Образ дочери машиниста (Таня Беликова), даже по имени не названной, неожиданно выдвигался в финале картины на первый план, выражая самую суть торжества жизни, освободившейся из-под жесткого гнета всех идеологий.
Уже первое порывистое приближение этой героини к зрителю выделяло ее в общей массе истерзанных Гражданской войной людей, понуро продвигавшихся по глухим лесам на допотопном поезде, почти как позднее в клипе у Бориса Гребенщикова[112] «Поезд в огне» (1988).
Увидев, как комиссар Парфёнов (Леонид Кулагин) лупцует по подозрению в саботаже машиниста (Владимир Сергеев), дочь бросалась на комиссара и отбивала отца, демонстрируя естественную человеческую реакцию, а не идеологически обусловленный порыв. После перепалки с комиссаром она как бы снова уходила в тень, хотя камера оператора Павла Лебешева и следовала за ней, не теряя среди более ярких и плотно заполняющих первый план чисто социальных типажей. Это и вечная крестьянка, соль земли, «награжденная брюхом» теми, кто «хлеб отнимали, всё поминали революцию» (Людмила Полякова); и интеллигент с Данте за пазухой, где-то потерявший свои очки (Сергей Вольф); и шальной, отбившийся от стада, как и его корова, которую он везет неизвестно откуда и неизвестно куда, «православный пролетарий» (Николай Губенко); и вечный студент, считающий, что большевики «украли революцию», сотрудничающий с бандой Ангела (Георгий Бурков); наконец, сам Ангел (Игорь Класс) в белой рубахе, захвативший пассажиров «поезда в огне» и мнящий себя Божьим ангелом в схватке с коммунистами («я вас всех переведу»).
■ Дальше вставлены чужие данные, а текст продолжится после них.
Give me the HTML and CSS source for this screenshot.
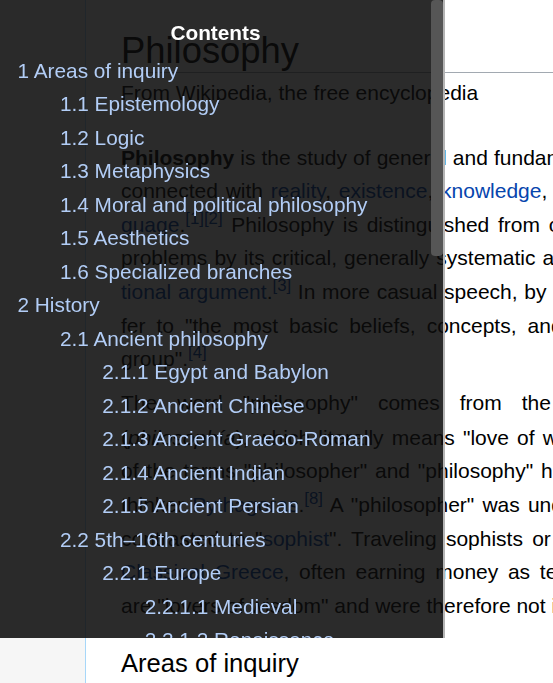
FILE: index.html
```html
<!DOCTYPE html>
<html lang="en">
<head>
<meta charset="utf-8">
<title>Philosophy - Wikipedia</title>
<link rel="stylesheet" href="styles.css">
</head>
<body>
<div class="page">
  <div class="sidebar"></div>
  <main class="content">
    <h1 class="title">Philosophy</h1>
    <div class="tagline">From Wikipedia, the free encyclopedia</div>
    <p><b>Philosophy</b> is the study of general and fundamental problems, such as those connected with <a href="#">reality</a>, <a href="#">existence</a>, <a href="#">knowledge</a>, <a href="#">values</a>, <a href="#">reason</a>, <a href="#">mind</a>, and <a href="#">lan&shy;guage</a>.<sup><a href="#">[1]</a><a href="#">[2]</a></sup> Philosophy is distinguished from other ways of addressing such problems by its critical, generally systematic approach and its reliance on <a href="#">ra&shy;tional argument</a>.<sup><a href="#">[3]</a></sup> In more casual speech, by extension, "philosophy" can re&shy;fer to "the most basic beliefs, concepts, and attitudes of an individual or group".<sup><a href="#">[4]</a></sup></p>
    <p>The word "philosophy" comes from the <a href="#">Ancient Greek</a> <span class="grc" lang="grc">φιλοσοφία</span> (<i>philosophía</i>), which literally means "love of wisdom".<sup><a href="#">[5]</a><a href="#">[6]</a><a href="#">[7]</a></sup> The introduction of the terms "philosopher" and "philosophy" has been ascribed to the Greek thinker <a href="#">Pythagoras</a>.<sup><a href="#">[8]</a></sup> A "philosopher" was understood as a word which was contrasted to "<a href="#">sophist</a>". Traveling sophists or "wise men" were important in <a href="#">Classical Greece</a>, often earning money as teachers, whereas philosophers are "lovers of wisdom" and were therefore not in it for the money.</p>
    <h2 class="section-heading">Areas of inquiry</h2>
  </main>
</div>

<nav class="toc">
  <div class="toc-body">
    <h2 class="toc-title">Contents</h2>
    <ul>
      <li><a href="#">1 Areas of inquiry</a>
        <ul>
          <li><a href="#">1.1 Epistemology</a></li>
          <li><a href="#">1.2 Logic</a></li>
          <li><a href="#">1.3 Metaphysics</a></li>
          <li><a href="#">1.4 Moral and political philosophy</a></li>
          <li><a href="#">1.5 Aesthetics</a></li>
          <li><a href="#">1.6 Specialized branches</a></li>
        </ul>
      </li>
      <li><a href="#">2 History</a>
        <ul>
          <li><a href="#">2.1 Ancient philosophy</a>
            <ul>
              <li><a href="#">2.1.1 Egypt and Babylon</a></li>
              <li><a href="#">2.1.2 Ancient Chinese</a></li>
              <li><a href="#">2.1.3 Ancient Graeco-Roman</a></li>
              <li><a href="#">2.1.4 Ancient Indian</a></li>
              <li><a href="#">2.1.5 Ancient Persian</a></li>
            </ul>
          </li>
          <li><a href="#">2.2 5th–16th centuries</a>
            <ul>
              <li><a href="#">2.2.1 Europe</a>
                <ul>
                  <li><a href="#">2.2.1.1 Medieval</a></li>
                  <li><a href="#">2.2.1.2 Renaissance</a></li>
                </ul>
              </li>
              <li><a href="#">2.2.2 East Asia</a></li>
              <li><a href="#">2.2.3 India</a></li>
              <li><a href="#">2.2.4 Middle East</a></li>
            </ul>
          </li>
          <li><a href="#">2.3 17th–20th centuries</a>
            <ul>
              <li><a href="#">2.3.1 Early modern philosophy</a></li>
              <li><a href="#">2.3.2 19th-century philosophy</a></li>
              <li><a href="#">2.3.3 20th-century philosophy</a></li>
            </ul>
          </li>
        </ul>
      </li>
      <li><a href="#">3 Major traditions</a>
        <ul>
          <li><a href="#">3.1 German idealism</a></li>
          <li><a href="#">3.2 Pragmatism</a></li>
          <li><a href="#">3.3 Phenomenology</a></li>
          <li><a href="#">3.4 Existentialism</a></li>
          <li><a href="#">3.5 Structuralism and post-structuralism</a></li>
          <li><a href="#">3.6 The analytic tradition</a></li>
        </ul>
      </li>
      <li><a href="#">4 Applied philosophy</a></li>
      <li><a href="#">5 See also</a></li>
      <li><a href="#">6 References</a></li>
      <li><a href="#">7 Further reading</a></li>
      <li><a href="#">8 External links</a></li>
    </ul>
  </div>
  <div class="toc-scrollbar" aria-hidden="true"><div class="toc-thumb"></div></div>
</nav>
</body>
</html>
```

FILE: styles.css
```css
html {
  overflow: hidden;
}

body {
  margin: 0;
  font-family: "Liberation Sans", Arial, sans-serif;
  background: #fff;
  color: #000;
}

.page {
  display: flex;
  align-items: stretch;
  min-height: 683px;
}

.sidebar {
  flex: 0 0 85px;
  background: #f6f6f6;
}

.content {
  flex: 0 0 auto;
  width: 723px;
  padding: 0 35px 40px;
  border-left: 1px solid #a7d7f9;
  font-size: 21px;
  line-height: 33.6px;
}

.title {
  margin: 0;
  padding: 30px 0 1px;
  font-size: 36.4px;
  font-weight: normal;
  line-height: 41px;
  border-bottom: 1px solid #a2a9b1;
}

.tagline {
  margin: 3px 0 31px;
}

.content p {
  margin: 10.5px 0;
  text-align: justify;
}

.content a {
  color: #0645ad;
  text-decoration: none;
}

.content sup {
  font-size: 80%;
  line-height: 1;
  vertical-align: super;
}

.grc {
  font-family: "DejaVu Sans", sans-serif;
}

.section-heading {
  margin: 25px 0 0;
  font-size: 25.6px;
  font-weight: normal;
  line-height: 1.3;
}

/* Table of contents overlay */
.toc {
  position: fixed;
  top: 0;
  left: 0;
  display: flex;
  width: 445px;
  height: 638px;
  box-sizing: border-box;
  border-right: 2px solid #b4b4b4;
  background: rgba(12, 12, 12, 0.87);
  font-size: 20.8px;
  line-height: 33.5px;
}

.toc-body {
  flex: 1 1 auto;
  min-width: 0;
  overflow: hidden;
  padding-top: 16px;
}

.toc-scrollbar {
  flex: 0 0 12px;
}

.toc-thumb {
  height: 256px;
  background: #565656;
  border-radius: 4px;
}

.toc-title {
  margin: 0 0 4px;
  text-align: center;
  font-size: inherit;
  font-weight: bold;
  color: #fff;
}

.toc ul {
  list-style: none;
  margin: 0;
  padding-left: 42.4px;
}

.toc-body > ul {
  padding-left: 17.5px;
}

.toc a {
  color: #b2cdf6;
  text-decoration: none;
}
```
Главный конфликт фильма – между комиссаром Парфёновым и бандитом Ангелом – был для Смирнова одиозным, в отличие от той сокровенной истории, которая была связана с дочерью машиниста.
И Парфёнов, и Ангел в своем идеологическом угаре существовали за гранью человеческого понимания и в общем-то стоили друг друга по части немыслимых зверств: Парфёнов «двенадцать наших (бандитов – Л. К.) в Малинниках сжег». Ангел за это молотом размозжил Парфёнову на наковальне голову – «вот тебе серп и молот».
Вчера – Парфёнов, сегодня – Ангел. Они оба в своей борьбе вели жизнь в кромешный человеческий тупик и были враждебны нормальному существованию. Они умели только уничтожать жизнь. И вовсе не комиссар Парфёнов был в фильме главной жертвой. Его казнь, несмотря на экстрим, воспринималась, в том числе и самим Парфёновым, как нечто само собой разумеющееся и неизбежное. Гораздо большее сочувствие вызывала совсем другая жертва. Как подлинное насилие над человеком переживалось насилие не революционное, выжигающее своей чрезмерностью саму способность к сочувствию, а то закадровое событие, которое с идеологией было никак не связано. Мы только слышали отчаянные крики дочери машиниста, которую в сараюшке на пригорке насиловали бандиты. Но именно насилие над девочкой-подростком переживалось в картине острее всего. Жизнь безжизненная, конченая надругалась над жизнью живой и первозданной.